Dell Sees Further Softening In Global IT Market

The computer maker saw its stock drop to a 10-year low Tuesday, after reporting that global demand for its products continues to erode.

Dell on Tuesday said it is seeing a "further softening" of demand for its products, the second warning in as many months by the computer maker.

Dell saw its stock fall to its lowest level in 10 years following the disclosure. The company reported Aug. 28 that the "continued conservatism in IT spending" it saw in the United States had spread into Western Europe and several countries in Asia. On that same day, Dell reported a 17% drop in profits.

In the latest announcement, Dell said demand had further eroded: "The company is seeing further softening in global end-user demand in the current quarter."
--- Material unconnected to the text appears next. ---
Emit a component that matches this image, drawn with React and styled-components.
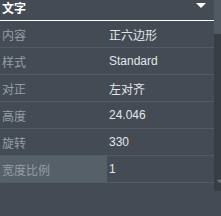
import styled, { createGlobalStyle } from "styled-components";

const GlobalStyle = createGlobalStyle`
  html, body {
    margin: 0;
    padding: 0;
    background: #444b55;
  }
  body {
    font-family: "Liberation Sans", "Noto Sans CJK SC", sans-serif;
    font-size: 12px;
  }
`;

const Panel = styled.div`
  width: 221px;
  height: 216px;
  background: #444b55;
  overflow: hidden;
`;

const Frame = styled.div`
  display: flex;
  height: 191px;
`;

const Content = styled.div`
  flex: 1;
  overflow: hidden;
`;

const Header = styled.div`
  display: flex;
  justify-content: space-between;
  align-items: flex-start;
  height: 20px;
  border-bottom: 1px solid #ffffff;
  padding-left: 2px;
`;

const Title = styled.span`
  color: #ffffff;
  font-weight: bold;
  line-height: 19px;
`;

const Caret = styled.span`
  width: 0;
  height: 0;
  margin: 3px 8px 0 0;
  border-left: 5px solid transparent;
  border-right: 5px solid transparent;
  border-top: 5px solid #ffffff;
`;

const Row = styled.div`
  display: flex;
  height: 26px;
  border-bottom: 1px solid #535a63;
`;

const Label = styled.div`
  width: 105px;
  padding-left: 2px;
  display: flex;
  align-items: center;
  color: #959ea7;
  background: ${(p) => (p.$active ? "#566068" : "transparent")};
`;

const Value = styled.div`
  flex: 1;
  padding-left: 2px;
  display: flex;
  align-items: center;
  color: #e1e6ea;
`;

const Scrollbar = styled.div`
  width: 7px;
  display: flex;
  flex-direction: column;
  background: #393e45;
`;

const Thumb = styled.div`
  height: 34px;
  background: #515962;
`;

const Track = styled.div`
  flex: 1;
  display: flex;
  flex-direction: column;
  justify-content: flex-end;
  align-items: flex-end;
  padding-bottom: 8px;
`;

const rows = [
  ["内容", "正六边形"],
  ["样式", "Standard"],
  ["对正", "左对齐"],
  ["高度", "24.046"],
  ["旋转", "330"],
  ["宽度比例", "1", true],
  ["倾斜", "0"],
];

export default function App() {
  return (
    <>
      <GlobalStyle />
      <Panel>
        <Frame>
          <Content>
            <Header>
              <Title>文字</Title>
              <Caret />
            </Header>
            {rows.map(([label, value, active]) => (
              <Row key={label}>
                <Label $active={active}>{label}</Label>
                <Value>{value}</Value>
              </Row>
            ))}
          </Content>
          <Scrollbar>
            <Thumb />
            <Track>
              <svg width="4" height="4" viewBox="0 0 4 4">
                <path d="M0 0.5 L3 3.5 M3 0.5 L3 3.5" stroke="#8a929a" strokeWidth="1" fill="none" />
              </svg>
            </Track>
          </Scrollbar>
        </Frame>
      </Panel>
    </>
  );
}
Dell is in the middle of a major reorganization that began early last year with the return of founder Michael Dell to the chief executive post. During Dell's three-year absence, the company suffered a decline that led to it losing its status as the world's largest PC maker to Hewlett-Packard.

Since his return, founder Dell has embarked on an overhaul that included a major push into consumer markets. Rather than sell solely online, the company started selling its PCs through major retail outlets worldwide.
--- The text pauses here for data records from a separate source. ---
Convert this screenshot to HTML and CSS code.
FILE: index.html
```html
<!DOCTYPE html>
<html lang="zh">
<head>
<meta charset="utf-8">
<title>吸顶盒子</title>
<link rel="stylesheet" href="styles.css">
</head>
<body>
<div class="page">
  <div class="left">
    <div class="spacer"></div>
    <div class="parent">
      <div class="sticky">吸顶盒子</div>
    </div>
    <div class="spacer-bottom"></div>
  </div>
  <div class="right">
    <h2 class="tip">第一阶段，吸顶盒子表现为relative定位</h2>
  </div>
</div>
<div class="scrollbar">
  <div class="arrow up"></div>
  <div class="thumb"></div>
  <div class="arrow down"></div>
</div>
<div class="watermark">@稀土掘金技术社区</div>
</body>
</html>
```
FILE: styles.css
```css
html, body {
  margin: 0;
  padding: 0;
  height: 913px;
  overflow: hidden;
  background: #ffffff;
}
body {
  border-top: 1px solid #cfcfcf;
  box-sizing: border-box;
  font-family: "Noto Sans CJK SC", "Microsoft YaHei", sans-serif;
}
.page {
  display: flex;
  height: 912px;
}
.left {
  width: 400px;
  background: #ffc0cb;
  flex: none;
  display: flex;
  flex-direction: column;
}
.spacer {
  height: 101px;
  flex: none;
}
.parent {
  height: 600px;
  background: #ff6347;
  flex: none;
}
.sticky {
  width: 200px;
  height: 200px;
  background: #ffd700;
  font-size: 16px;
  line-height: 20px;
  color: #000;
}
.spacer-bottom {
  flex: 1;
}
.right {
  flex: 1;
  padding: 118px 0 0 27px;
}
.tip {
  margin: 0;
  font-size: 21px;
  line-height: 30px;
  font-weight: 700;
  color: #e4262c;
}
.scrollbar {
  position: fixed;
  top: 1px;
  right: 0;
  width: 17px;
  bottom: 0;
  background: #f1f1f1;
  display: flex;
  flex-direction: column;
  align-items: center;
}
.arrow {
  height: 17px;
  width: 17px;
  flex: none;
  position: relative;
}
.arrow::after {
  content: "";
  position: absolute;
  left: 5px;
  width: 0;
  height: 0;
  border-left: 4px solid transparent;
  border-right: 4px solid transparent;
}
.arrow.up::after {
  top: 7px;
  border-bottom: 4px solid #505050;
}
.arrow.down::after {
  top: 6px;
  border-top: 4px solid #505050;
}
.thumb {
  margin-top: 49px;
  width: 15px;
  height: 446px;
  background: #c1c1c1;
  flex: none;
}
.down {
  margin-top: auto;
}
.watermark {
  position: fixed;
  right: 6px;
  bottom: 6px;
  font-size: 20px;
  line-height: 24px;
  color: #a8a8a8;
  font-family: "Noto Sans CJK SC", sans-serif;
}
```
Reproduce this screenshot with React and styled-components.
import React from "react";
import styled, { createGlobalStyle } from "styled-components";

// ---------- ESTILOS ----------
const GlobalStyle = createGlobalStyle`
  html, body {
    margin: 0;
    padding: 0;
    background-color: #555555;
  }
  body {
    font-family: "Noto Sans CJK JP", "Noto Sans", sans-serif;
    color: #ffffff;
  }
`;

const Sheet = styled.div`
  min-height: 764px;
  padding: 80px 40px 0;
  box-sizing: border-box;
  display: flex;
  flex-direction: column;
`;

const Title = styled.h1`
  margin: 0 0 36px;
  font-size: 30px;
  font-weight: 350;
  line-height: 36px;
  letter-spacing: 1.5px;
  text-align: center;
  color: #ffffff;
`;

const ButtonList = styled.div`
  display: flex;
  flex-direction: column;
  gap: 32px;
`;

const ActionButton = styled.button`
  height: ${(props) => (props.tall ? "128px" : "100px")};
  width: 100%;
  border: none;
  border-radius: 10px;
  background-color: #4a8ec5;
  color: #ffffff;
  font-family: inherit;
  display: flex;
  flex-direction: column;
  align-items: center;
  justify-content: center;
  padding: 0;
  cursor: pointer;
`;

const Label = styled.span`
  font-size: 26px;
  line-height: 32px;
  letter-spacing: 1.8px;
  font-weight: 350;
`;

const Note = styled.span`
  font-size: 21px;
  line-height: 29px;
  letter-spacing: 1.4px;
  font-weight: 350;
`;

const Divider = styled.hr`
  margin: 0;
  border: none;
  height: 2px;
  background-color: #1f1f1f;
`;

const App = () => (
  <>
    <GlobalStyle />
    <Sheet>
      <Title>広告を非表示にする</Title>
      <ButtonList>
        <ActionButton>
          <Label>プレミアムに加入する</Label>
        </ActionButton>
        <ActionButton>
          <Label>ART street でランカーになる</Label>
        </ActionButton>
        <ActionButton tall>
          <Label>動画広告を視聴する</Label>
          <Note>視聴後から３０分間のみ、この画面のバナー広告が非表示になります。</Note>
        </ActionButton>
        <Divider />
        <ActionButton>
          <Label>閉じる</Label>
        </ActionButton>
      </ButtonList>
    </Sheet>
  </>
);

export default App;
In addition, the company continues to reduce expenses, which includes a reduction in its workforce by 8,900 employees. The company also plans to move most of its production to contract manufacturers, according to The Wall Street Journal. Founder Dell has promised Wall Street that he will cut at least $3 billion in spending by end of the fiscal year 2011.
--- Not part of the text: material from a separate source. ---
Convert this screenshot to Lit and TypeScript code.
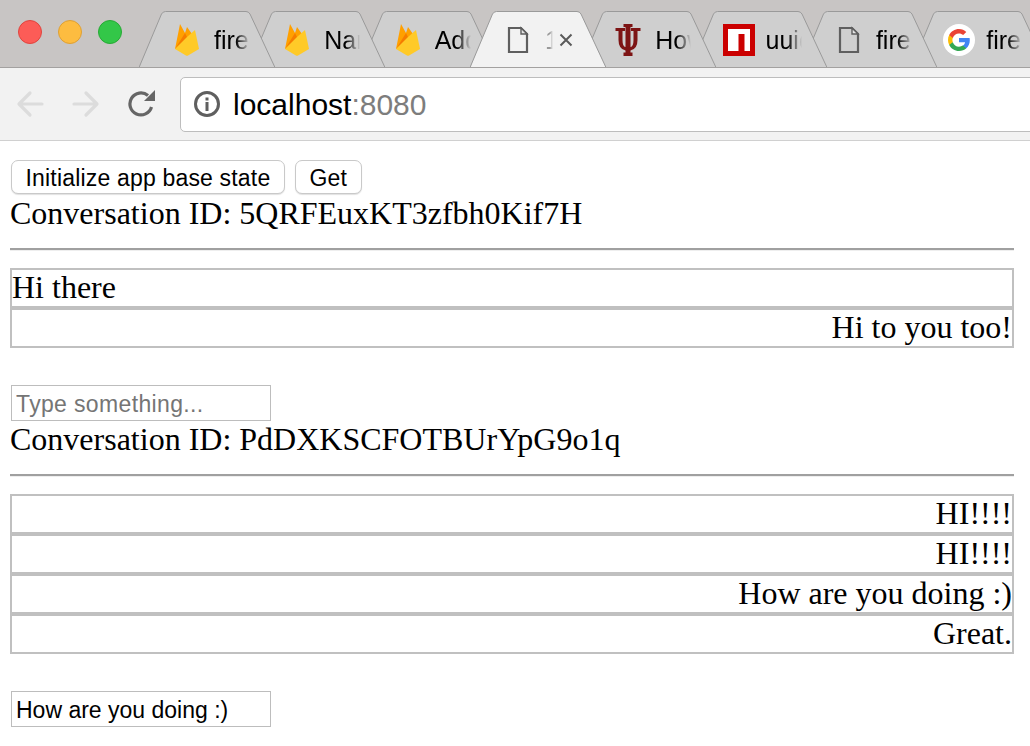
import { LitElement, html, css, svg } from "lit";
import { customElement } from "lit/decorators.js";

const flame = svg`<svg class="ico" viewBox="0 0 24 32"><path d="M0 25 L5 0 L10 9 L12 3 L17 10 L12 20 Z" fill="#ffa000"/><path d="M0 25 L10 9 L12.500 14 Z" fill="#f57c00"/><path d="M0 25 L12 13 L20 6 L24 25 L13 31.500 Q12 32 11 31.500 Z" fill="#ffca28"/></svg>`;
const page = svg`<svg class="ico" viewBox="0 0 32 32"><path d="M7 4 H19 L25 10 V28 H7 Z" fill="none" stroke="#5f5f5f" stroke-width="2.200"/><path d="M19 4 V10 H25 Z" fill="#e4e4e4" stroke="#5f5f5f" stroke-width="1.400"/></svg>`;
const trident = svg`<svg class="ico" viewBox="0 0 25 32"><path fill="#7d1414" d="M8 0H17V3H15V23Q18 22.500 18 16V7H15.500V4H25V7H22V16Q22 25 15 26.500V28.500H17V32H8V28.500H10V26.500Q3 25 3 16V7H0V4H9.500V7H7V16Q7 22.500 10 23V3H8Z"/></svg>`;
const npm = svg`<svg class="ico" viewBox="0 0 32 32"><rect width="32" height="32" fill="#cb0000"/><rect x="5" y="5" width="22" height="22" fill="#fff"/><rect x="15.500" y="10" width="6" height="17" fill="#cb0000"/></svg>`;
const google = svg`<svg class="ico" viewBox="0 0 32 32"><circle cx="16" cy="16" r="16" fill="#fff"/><path d="M26.800 16.300c0-.8-.1-1.500-.2-2.200H16v4.200h6.100c-.3 1.400-1 2.500-2.200 3.300v2.700h3.500c2.100-1.900 3.400-4.700 3.400-8z" fill="#4285f4"/><path d="M16 27c2.900 0 5.400-1 7.300-2.700l-3.500-2.700c-1 .7-2.300 1.100-3.800 1.100-2.900 0-5.300-1.900-6.200-4.500H6.200v2.800C8 24.600 11.700 27 16 27z" fill="#34a853"/><path d="M9.800 18.100c-.2-.7-.4-1.400-.4-2.100s.1-1.400.4-2.100v-2.800H6.200C5.400 12.500 5 14.200 5 16s.4 3.500 1.200 4.900z" fill="#fbbc05"/><path d="M16 9.400c1.600 0 3.100.6 4.200 1.600l3.100-3.100C21.400 6.100 18.900 5 16 5 11.700 5 8 7.400 6.200 11.100l3.600 2.800c.9-2.600 3.300-4.500 6.200-4.500z" fill="#ea4335"/></svg>`;

type Tab = { icon: unknown; label: string; active?: boolean };
const tabs: Tab[] = [
  { icon: flame, label: "fire" },
  { icon: flame, label: "Nar" },
  { icon: flame, label: "Add" },
  { icon: page, label: "1", active: true },
  { icon: trident, label: "How" },
  { icon: npm, label: "uuid" },
  { icon: page, label: "fire" },
  { icon: google, label: "fire" },
];

@customElement("app-root")
export class AppRoot extends LitElement {
  static styles = css`
    :host { display: block; width: 1030px; height: 746px; overflow: hidden; background: #fff; color: #000; font-family: "Liberation Serif", serif; }
    .strip { height: 67px; background: #c8c5c4; border-bottom: 1px solid #a3a1a0; display: flex; overflow: hidden; }
    .lights { width: 139px; flex: none; display: flex; gap: 16px; padding: 20px 0 0 18px; box-sizing: border-box; }
    .light { width: 24px; height: 24px; border-radius: 50%; box-sizing: border-box; border: 1px solid; }
    .red { background: #fc5c57; border-color: #e0443e; }
    .yellow { background: #fdbc40; border-color: #dea034; }
    .green { background: #33c748; border-color: #27aa35; }
    .tabs { display: flex; flex: none; }
    .tab { position: relative; width: 136px; height: 67px; flex: none; margin-right: -25.700px; }
    .tab .shape { position: absolute; inset: 0; width: 136px; height: 68px; }
    .tab .content { position: relative; display: flex; align-items: center; height: 32px; margin-top: 24px; padding-left: 32px; gap: 11px; }
    .ico { width: 32px; height: 32px; flex: none; display: block; }
    .text { font: 25px "Liberation Sans", sans-serif; color: #000; white-space: nowrap; width: 36px; overflow: hidden;
      -webkit-mask-image: linear-gradient(to right, #000 60%, transparent 100%); mask-image: linear-gradient(to right, #000 60%, transparent 100%); }
    .tab.active .text { color: #999; width: 8px; }
    .close { width: 14px; height: 14px; flex: none; margin-left: -5px; }
    .close svg { display: block; }
    .toolbar { height: 72px; background: #f2f2f2; border-bottom: 1px solid #d0d0d0; display: flex; align-items: center; padding-left: 16px; gap: 28px; }
    .nav { width: 28px; height: 28px; flex: none; display: block; }
    .omni { margin-left: -4px; flex: 1; height: 53px; margin-right: -8px; background: #fff; border: 1px solid #bdbdbd; border-radius: 5px; display: flex; align-items: center; padding-left: 12px; gap: 12px; font: 30px "Liberation Sans", sans-serif; }
    .omni svg { width: 28px; height: 28px; flex: none; }
    .addr { margin-top: 2px; }
    .host { color: #000; }
    .port { color: #7d7d7d; }
    .page { padding: 19px 16px 0 10px; }
    .buttons { display: flex; gap: 10px; padding-left: 1px; height: 35px; }
    button { height: 34px; box-sizing: border-box; padding: 2px 13.500px 0; background: #fff; border: 1px solid #c9c9c9; border-radius: 7px; box-shadow: 0 1px 1px rgba(0,0,0,.12); font: 23px "Liberation Sans", sans-serif; color: #000; letter-spacing: .18px; }
    .cid { font-size: 32px; line-height: 36px; height: 36px; white-space: nowrap; }
    .rule { height: 3px; box-sizing: border-box; margin-top: 17px; border-top: 2px solid #a0a0a0; border-bottom: 1px solid #eee; }
    .list { margin-top: 17px; }
    .row { box-sizing: border-box; height: 40px; border: 2px solid #c0c0c0; font-size: 32px; line-height: 35px; white-space: nowrap; }
    .row.me { text-align: right; }
    input { display: block; box-sizing: border-box; width: 260px; height: 36px; margin: 37px 0 0 1px; padding: 3px 4px 0; border: 1px solid #bdbdbd; background: #fff; font: 23px "Liberation Sans", sans-serif; color: #000; outline: none; border-radius: 0; }
    input::placeholder { color: #757575; opacity: 1; letter-spacing: .35px; }
  `;

  renderTab(t: Tab, i: number) {
    const z = t.active ? 20 : 10 - i;
    const fill = t.active ? "#f2f2f2" : "#cfcfcf";
    return html`<div class="tab ${t.active ? "active" : ""}" style="z-index:${z}">
      <svg class="shape" viewBox="0 0 136 68">
        <path d="M0 68 L22.500 14 Q24 11.500 26.500 11.500 H107 Q109.500 11.500 111 14 L136 68 Z" fill=${fill}/>
        <path d="M0 67.500 L22.500 14 Q24 11.500 26.500 11.500 H107 Q109.500 11.500 111 14 L136 67.500" fill="none" stroke="#9a9a9a" stroke-width="1"/>
      </svg>
      <div class="content">
        ${t.icon}
        <span class="text">${t.label}</span>
        ${t.active
          ? html`<span class="close"><svg width="14" height="14" viewBox="0 0 14 14"><path d="M1.500 1.500 L12.500 12.500 M12.500 1.500 L1.500 12.500" stroke="#5a5a5a" stroke-width="2" fill="none"/></svg></span>`
          : ""}
      </div>
    </div>`;
  }

  renderConversation(id: string, rows: { t: string; me?: boolean }[], placeholder: string, value: string) {
    return html`
      <div class="cid">Conversation ID: ${id}</div>
      <div class="rule"></div>
      <div class="list">${rows.map((r) => html`<div class="row ${r.me ? "me" : ""}">${r.t}</div>`)}</div>
      <input placeholder=${placeholder} .value=${value} />
    `;
  }

  render() {
    return html`
      <div class="strip">
        <div class="lights">
          <span class="light red"></span><span class="light yellow"></span><span class="light green"></span>
        </div>
        <div class="tabs">${tabs.map((t, i) => this.renderTab(t, i))}</div>
      </div>
      <div class="toolbar">
        <svg class="nav" viewBox="0 0 28 28"><path d="M26 14 H4 M14 3 L3 14 L14 25" fill="none" stroke="#dcdcdc" stroke-width="3.200" stroke-linecap="round" stroke-linejoin="round"/></svg>
        <svg class="nav" viewBox="0 0 28 28"><path d="M2 14 H24 M14 3 L25 14 L14 25" fill="none" stroke="#dcdcdc" stroke-width="3.200" stroke-linecap="round" stroke-linejoin="round"/></svg>
        <svg class="nav" viewBox="0 0 28 28"><path d="M23.500 17 A11 11 0 1 1 20 5.500" fill="none" stroke="#666" stroke-width="3.200"/><path d="M16 11 L27 11 L27 0 Z" fill="#666"/></svg>
        <div class="omni">
          <svg viewBox="0 0 28 28"><circle cx="14" cy="14" r="11.500" fill="none" stroke="#5f5f5f" stroke-width="3"/><rect x="12.500" y="12" width="3" height="9" fill="#5f5f5f"/><rect x="12.500" y="7.500" width="3" height="3" fill="#5f5f5f"/></svg>
          <span class="addr"><span class="host">localhost</span><span class="port">:8080</span></span>
        </div>
      </div>
      <div class="page">
        <div class="buttons"><button>Initialize app base state</button><button>Get</button></div>
        ${this.renderConversation("5QRFEuxKT3zfbh0Kif7H", [{ t: "Hi there" }, { t: "Hi to you too!", me: true }], "Type something...", "")}
        ${this.renderConversation("PdDXKSCFOTBUrYpG9o1q", [
          { t: "HI!!!!", me: true },
          { t: "HI!!!!", me: true },
          { t: "How are you doing :)", me: true },
          { t: "Great.", me: true },
        ], "", "How are you doing :)")}
      </div>
    `;
  }
}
On Tuesday, the company said it expects "to incur costs as it realigns its business," but said the cuts over time would improve growth, profitability, and cash flow. The company released the statement shortly before executives addressed investors at the Bank of America 38th annual Investment Conference in San Francisco. Dell is scheduled to release earnings for its fiscal third quarter Nov. 20.

While HP also has been cautious in its guidance, the company has been less bearish than Dell. The computer maker on Monday announced that it would cut 7.5% of its workforce, or 24,600 jobs, as a result of the $13.2 billion acquisition of EDS. The cutbacks would occur over the next three years and would eventually result in an estimated $1.8 billion in annual cost savings, HP said.